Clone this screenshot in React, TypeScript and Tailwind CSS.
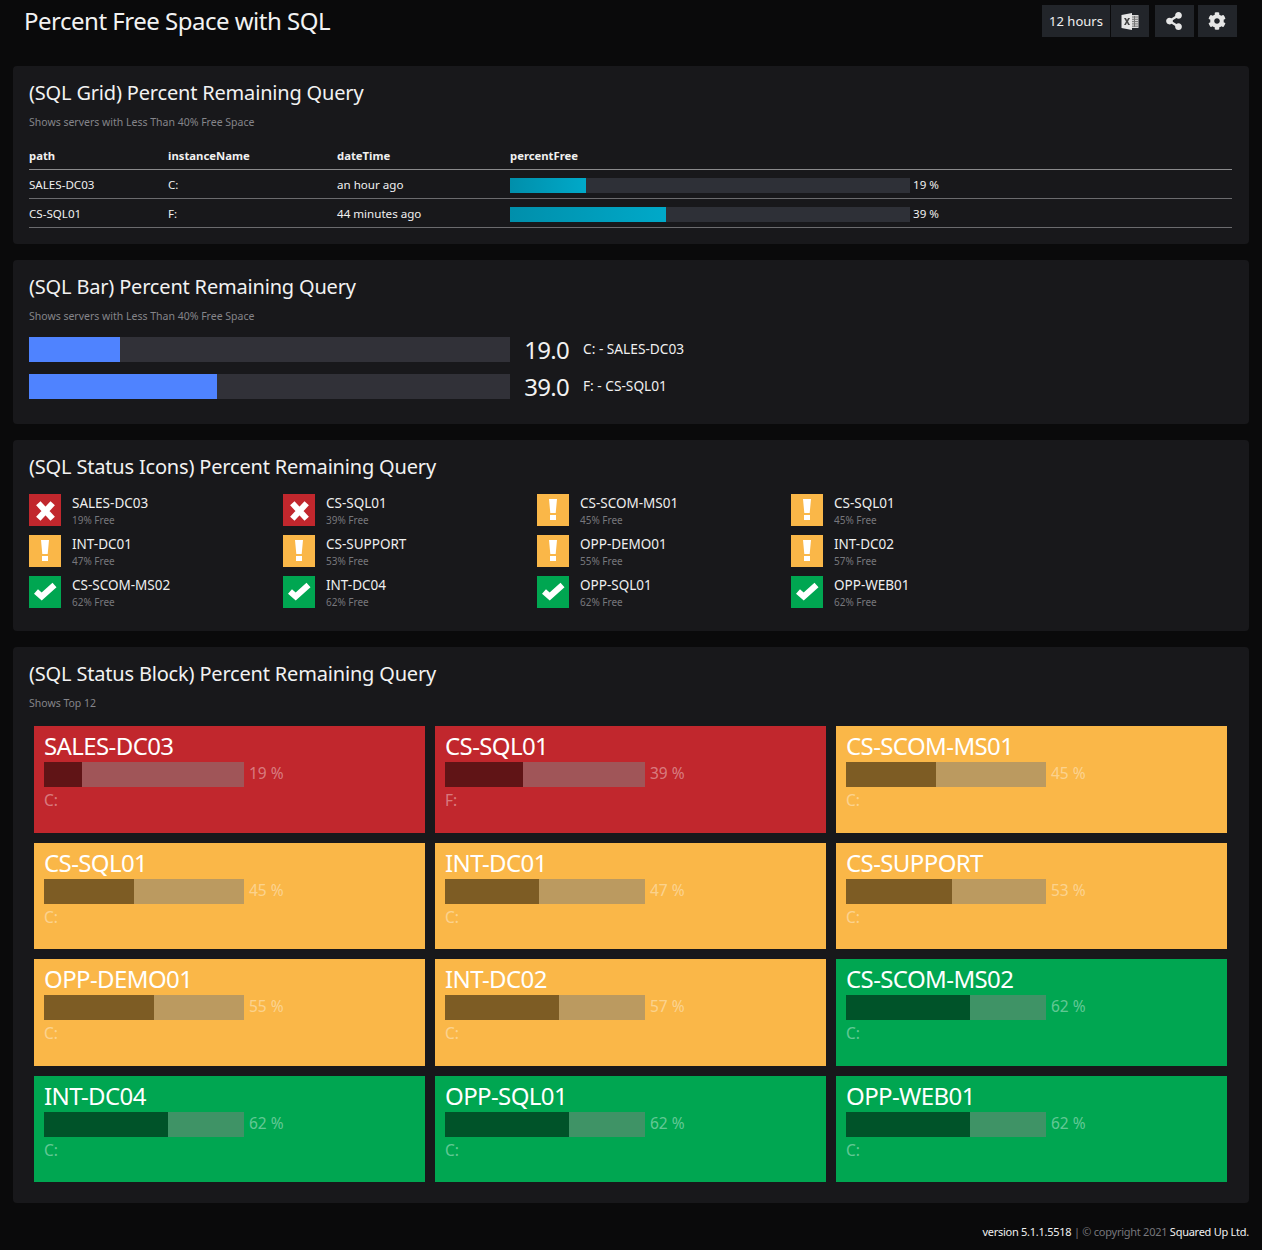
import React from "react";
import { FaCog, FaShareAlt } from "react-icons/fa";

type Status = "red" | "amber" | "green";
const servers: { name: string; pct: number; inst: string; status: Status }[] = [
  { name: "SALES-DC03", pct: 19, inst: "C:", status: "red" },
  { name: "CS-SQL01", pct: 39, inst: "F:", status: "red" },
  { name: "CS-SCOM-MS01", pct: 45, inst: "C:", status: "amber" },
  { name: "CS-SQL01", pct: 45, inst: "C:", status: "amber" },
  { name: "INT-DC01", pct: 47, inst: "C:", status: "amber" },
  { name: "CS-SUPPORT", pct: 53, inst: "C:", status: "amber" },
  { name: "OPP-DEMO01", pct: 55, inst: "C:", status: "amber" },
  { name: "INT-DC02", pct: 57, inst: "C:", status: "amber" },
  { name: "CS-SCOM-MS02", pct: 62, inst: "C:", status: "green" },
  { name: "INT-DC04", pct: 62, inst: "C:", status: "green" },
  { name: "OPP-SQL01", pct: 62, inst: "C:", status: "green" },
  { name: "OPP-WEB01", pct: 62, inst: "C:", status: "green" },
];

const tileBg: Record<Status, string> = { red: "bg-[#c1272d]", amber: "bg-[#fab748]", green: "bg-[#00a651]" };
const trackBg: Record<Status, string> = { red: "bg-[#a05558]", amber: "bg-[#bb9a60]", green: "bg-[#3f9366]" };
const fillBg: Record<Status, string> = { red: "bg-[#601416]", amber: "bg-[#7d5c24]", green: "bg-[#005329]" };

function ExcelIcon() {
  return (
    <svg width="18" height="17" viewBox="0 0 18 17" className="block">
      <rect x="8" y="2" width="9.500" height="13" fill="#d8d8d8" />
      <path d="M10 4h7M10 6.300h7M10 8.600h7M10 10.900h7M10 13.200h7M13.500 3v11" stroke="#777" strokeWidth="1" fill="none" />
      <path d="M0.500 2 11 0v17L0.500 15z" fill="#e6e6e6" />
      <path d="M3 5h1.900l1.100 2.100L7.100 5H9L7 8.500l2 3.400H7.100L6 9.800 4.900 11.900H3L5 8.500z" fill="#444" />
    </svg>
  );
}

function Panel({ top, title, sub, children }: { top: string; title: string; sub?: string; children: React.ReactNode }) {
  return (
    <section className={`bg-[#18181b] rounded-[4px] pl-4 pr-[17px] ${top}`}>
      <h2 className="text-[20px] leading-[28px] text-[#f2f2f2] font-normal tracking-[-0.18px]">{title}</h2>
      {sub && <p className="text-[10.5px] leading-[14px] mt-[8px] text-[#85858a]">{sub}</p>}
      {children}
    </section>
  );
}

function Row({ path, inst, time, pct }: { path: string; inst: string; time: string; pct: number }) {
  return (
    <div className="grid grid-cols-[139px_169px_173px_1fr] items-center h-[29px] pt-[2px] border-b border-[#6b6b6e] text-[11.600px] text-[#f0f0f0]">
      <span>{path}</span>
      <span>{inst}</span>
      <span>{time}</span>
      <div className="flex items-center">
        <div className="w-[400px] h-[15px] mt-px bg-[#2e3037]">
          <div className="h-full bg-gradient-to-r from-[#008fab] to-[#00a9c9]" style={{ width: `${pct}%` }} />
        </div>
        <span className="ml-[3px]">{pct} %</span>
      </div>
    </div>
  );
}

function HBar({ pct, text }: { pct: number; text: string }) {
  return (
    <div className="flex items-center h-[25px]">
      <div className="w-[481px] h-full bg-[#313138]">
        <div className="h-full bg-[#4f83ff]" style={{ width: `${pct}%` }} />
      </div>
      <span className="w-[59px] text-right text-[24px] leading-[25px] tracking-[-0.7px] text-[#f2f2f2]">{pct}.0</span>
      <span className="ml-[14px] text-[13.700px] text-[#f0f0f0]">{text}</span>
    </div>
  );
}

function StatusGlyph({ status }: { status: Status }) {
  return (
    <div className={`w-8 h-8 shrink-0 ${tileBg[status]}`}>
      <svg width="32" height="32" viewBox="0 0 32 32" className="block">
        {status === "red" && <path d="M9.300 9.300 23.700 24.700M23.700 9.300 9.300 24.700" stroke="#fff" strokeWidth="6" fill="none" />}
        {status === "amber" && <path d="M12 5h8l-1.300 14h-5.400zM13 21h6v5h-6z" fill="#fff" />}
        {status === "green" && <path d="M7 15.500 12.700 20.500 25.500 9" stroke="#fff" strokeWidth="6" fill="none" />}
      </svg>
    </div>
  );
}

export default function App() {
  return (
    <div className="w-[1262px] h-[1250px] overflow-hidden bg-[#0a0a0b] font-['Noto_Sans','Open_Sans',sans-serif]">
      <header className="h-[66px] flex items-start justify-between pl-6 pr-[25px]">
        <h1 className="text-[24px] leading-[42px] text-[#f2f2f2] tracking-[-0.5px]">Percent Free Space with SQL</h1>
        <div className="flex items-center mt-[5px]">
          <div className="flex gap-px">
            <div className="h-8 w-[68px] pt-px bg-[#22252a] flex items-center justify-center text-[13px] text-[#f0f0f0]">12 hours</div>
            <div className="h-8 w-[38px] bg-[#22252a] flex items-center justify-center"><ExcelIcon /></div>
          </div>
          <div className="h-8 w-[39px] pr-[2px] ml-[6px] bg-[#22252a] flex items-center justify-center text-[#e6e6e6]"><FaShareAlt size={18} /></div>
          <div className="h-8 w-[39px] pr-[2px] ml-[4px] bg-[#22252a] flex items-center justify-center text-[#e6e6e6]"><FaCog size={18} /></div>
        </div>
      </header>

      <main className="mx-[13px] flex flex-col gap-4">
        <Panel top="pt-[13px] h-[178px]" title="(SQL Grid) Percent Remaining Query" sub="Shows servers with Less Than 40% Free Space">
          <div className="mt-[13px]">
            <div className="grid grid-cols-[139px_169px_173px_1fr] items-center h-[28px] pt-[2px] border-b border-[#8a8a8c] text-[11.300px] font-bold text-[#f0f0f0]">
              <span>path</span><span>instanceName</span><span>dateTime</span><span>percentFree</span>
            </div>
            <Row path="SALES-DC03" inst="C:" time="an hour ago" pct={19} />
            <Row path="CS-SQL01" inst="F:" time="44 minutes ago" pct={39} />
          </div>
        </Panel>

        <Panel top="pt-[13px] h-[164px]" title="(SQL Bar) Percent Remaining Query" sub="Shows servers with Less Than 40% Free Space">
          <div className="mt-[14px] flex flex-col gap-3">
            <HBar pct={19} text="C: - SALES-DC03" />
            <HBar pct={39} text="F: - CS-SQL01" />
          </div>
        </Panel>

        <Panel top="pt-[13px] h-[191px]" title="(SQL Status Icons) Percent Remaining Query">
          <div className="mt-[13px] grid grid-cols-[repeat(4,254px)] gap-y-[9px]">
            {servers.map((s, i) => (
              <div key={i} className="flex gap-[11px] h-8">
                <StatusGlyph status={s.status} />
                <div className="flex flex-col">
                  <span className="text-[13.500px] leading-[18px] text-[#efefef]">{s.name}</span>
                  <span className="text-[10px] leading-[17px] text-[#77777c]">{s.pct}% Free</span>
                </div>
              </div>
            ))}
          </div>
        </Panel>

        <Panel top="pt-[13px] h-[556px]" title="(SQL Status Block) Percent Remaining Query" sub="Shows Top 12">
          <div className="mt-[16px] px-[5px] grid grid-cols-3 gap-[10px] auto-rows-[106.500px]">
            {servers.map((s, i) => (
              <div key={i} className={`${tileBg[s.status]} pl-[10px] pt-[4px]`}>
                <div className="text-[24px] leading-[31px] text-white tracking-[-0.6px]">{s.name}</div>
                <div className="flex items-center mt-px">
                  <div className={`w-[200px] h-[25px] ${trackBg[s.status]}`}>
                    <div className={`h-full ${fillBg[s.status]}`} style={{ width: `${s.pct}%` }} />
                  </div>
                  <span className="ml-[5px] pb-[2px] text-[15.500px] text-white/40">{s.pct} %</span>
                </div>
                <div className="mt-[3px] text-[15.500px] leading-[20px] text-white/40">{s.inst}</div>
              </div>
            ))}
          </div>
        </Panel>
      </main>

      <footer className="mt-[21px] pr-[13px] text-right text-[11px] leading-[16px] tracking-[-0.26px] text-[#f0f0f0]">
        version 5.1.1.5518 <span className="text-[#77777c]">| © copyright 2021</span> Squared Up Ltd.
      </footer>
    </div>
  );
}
□ □ □
Job → Repeat only the lines between the start of the data and the line with "const fillBg: Record<Status, string>", including those two lines, and skip the pictures.

Exercise result →
Clone this screenshot in React, TypeScript and Tailwind CSS.
import React from "react";
import { FaCog, FaShareAlt } from "react-icons/fa";

type Status = "red" | "amber" | "green";
const servers: { name: string; pct: number; inst: string; status: Status }[] = [
  { name: "SALES-DC03", pct: 19, inst: "C:", status: "red" },
  { name: "CS-SQL01", pct: 39, inst: "F:", status: "red" },
  { name: "CS-SCOM-MS01", pct: 45, inst: "C:", status: "amber" },
  { name: "CS-SQL01", pct: 45, inst: "C:", status: "amber" },
  { name: "INT-DC01", pct: 47, inst: "C:", status: "amber" },
  { name: "CS-SUPPORT", pct: 53, inst: "C:", status: "amber" },
  { name: "OPP-DEMO01", pct: 55, inst: "C:", status: "amber" },
  { name: "INT-DC02", pct: 57, inst: "C:", status: "amber" },
  { name: "CS-SCOM-MS02", pct: 62, inst: "C:", status: "green" },
  { name: "INT-DC04", pct: 62, inst: "C:", status: "green" },
  { name: "OPP-SQL01", pct: 62, inst: "C:", status: "green" },
  { name: "OPP-WEB01", pct: 62, inst: "C:", status: "green" },
];

const tileBg: Record<Status, string> = { red: "bg-[#c1272d]", amber: "bg-[#fab748]", green: "bg-[#00a651]" };
const trackBg: Record<Status, string> = { red: "bg-[#a05558]", amber: "bg-[#bb9a60]", green: "bg-[#3f9366]" };
const fillBg: Record<Status, string> = { red: "bg-[#601416]", amber: "bg-[#7d5c24]", green: "bg-[#005329]" };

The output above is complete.